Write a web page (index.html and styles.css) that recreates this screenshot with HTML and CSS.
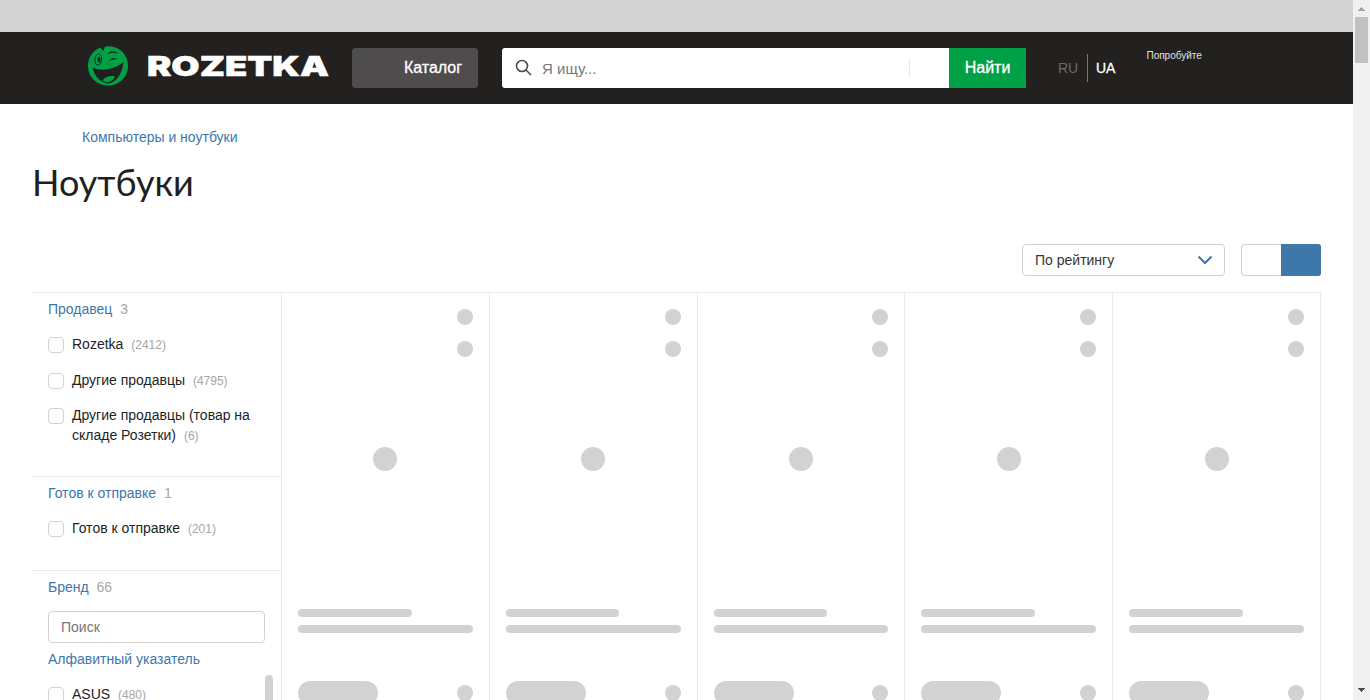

==

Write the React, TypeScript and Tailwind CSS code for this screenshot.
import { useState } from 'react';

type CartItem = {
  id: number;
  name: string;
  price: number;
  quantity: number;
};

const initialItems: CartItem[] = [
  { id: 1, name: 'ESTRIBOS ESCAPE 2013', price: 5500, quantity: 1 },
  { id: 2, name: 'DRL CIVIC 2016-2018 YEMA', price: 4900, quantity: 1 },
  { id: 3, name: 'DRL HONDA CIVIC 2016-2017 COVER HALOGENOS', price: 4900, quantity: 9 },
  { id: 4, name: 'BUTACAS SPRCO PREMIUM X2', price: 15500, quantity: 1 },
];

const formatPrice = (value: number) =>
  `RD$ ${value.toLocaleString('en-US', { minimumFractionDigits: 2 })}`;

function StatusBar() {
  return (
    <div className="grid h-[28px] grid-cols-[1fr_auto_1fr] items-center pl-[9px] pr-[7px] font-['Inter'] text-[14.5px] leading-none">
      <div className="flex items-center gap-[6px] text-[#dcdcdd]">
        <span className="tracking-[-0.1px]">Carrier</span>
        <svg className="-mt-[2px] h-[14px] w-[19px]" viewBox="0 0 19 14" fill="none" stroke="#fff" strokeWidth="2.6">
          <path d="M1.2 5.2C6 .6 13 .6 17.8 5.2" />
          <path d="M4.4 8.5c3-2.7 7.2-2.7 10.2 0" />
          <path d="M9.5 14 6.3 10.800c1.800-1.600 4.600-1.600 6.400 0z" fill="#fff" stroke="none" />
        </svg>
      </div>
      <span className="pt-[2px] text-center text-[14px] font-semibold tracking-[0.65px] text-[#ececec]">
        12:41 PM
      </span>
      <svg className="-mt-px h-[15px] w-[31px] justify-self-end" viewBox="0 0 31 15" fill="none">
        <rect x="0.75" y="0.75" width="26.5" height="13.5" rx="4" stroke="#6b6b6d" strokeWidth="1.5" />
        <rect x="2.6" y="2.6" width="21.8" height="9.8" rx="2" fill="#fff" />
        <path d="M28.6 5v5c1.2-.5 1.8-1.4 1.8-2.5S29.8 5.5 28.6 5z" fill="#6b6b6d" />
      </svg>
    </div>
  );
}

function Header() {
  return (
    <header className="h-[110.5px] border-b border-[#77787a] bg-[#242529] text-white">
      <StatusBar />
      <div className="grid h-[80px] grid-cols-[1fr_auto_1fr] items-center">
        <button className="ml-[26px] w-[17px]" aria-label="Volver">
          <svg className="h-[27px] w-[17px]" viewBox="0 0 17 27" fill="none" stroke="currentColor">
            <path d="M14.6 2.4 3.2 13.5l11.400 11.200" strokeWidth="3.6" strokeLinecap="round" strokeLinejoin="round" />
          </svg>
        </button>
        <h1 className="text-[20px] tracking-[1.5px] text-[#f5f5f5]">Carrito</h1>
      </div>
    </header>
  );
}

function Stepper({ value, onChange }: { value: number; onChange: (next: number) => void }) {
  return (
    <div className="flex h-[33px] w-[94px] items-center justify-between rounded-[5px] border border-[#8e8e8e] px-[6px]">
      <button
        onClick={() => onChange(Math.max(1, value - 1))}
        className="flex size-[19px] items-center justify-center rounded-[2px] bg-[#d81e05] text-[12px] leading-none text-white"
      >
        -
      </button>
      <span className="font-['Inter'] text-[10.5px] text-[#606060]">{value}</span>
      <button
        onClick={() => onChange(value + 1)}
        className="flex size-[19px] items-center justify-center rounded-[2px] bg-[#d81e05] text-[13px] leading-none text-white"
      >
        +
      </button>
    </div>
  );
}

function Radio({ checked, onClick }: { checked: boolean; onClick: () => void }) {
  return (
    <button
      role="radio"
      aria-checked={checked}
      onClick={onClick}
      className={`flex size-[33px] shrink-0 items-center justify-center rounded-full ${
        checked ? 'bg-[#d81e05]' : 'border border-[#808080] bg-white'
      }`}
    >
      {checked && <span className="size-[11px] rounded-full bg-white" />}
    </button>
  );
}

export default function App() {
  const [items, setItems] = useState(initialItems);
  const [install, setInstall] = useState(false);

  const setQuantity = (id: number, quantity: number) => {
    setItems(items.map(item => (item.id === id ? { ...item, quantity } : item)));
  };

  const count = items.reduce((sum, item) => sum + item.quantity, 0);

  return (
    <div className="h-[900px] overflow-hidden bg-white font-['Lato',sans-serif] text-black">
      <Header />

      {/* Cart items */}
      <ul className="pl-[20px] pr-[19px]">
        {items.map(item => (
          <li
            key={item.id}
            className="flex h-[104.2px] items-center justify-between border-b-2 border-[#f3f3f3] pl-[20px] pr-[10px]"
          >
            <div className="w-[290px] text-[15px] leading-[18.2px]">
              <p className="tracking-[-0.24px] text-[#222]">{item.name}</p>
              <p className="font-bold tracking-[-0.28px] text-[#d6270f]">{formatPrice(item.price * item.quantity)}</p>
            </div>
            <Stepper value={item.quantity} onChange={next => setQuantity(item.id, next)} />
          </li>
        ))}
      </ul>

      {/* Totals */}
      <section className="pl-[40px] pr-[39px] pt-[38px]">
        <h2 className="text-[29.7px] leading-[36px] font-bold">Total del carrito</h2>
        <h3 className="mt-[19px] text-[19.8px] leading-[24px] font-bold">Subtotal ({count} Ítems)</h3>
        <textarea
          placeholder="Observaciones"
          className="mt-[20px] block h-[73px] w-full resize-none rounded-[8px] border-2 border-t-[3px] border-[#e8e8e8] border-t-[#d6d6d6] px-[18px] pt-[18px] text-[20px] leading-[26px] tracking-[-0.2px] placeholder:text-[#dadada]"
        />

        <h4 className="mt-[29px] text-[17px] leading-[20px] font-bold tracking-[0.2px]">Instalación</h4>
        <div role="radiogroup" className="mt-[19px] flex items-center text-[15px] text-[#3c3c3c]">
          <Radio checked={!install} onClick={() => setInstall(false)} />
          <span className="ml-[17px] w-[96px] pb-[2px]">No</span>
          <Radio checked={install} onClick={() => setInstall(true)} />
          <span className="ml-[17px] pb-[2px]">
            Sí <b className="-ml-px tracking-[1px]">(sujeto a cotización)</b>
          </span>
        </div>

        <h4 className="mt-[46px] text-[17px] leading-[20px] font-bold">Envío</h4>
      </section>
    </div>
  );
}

> **Task brief**:
Locate and copy each line in the data above that includes the word "this".

> **Response below**:
Write a web page (index.html and styles.css) that recreates this screenshot with HTML and CSS.
Write the React, TypeScript and Tailwind CSS code for this screenshot.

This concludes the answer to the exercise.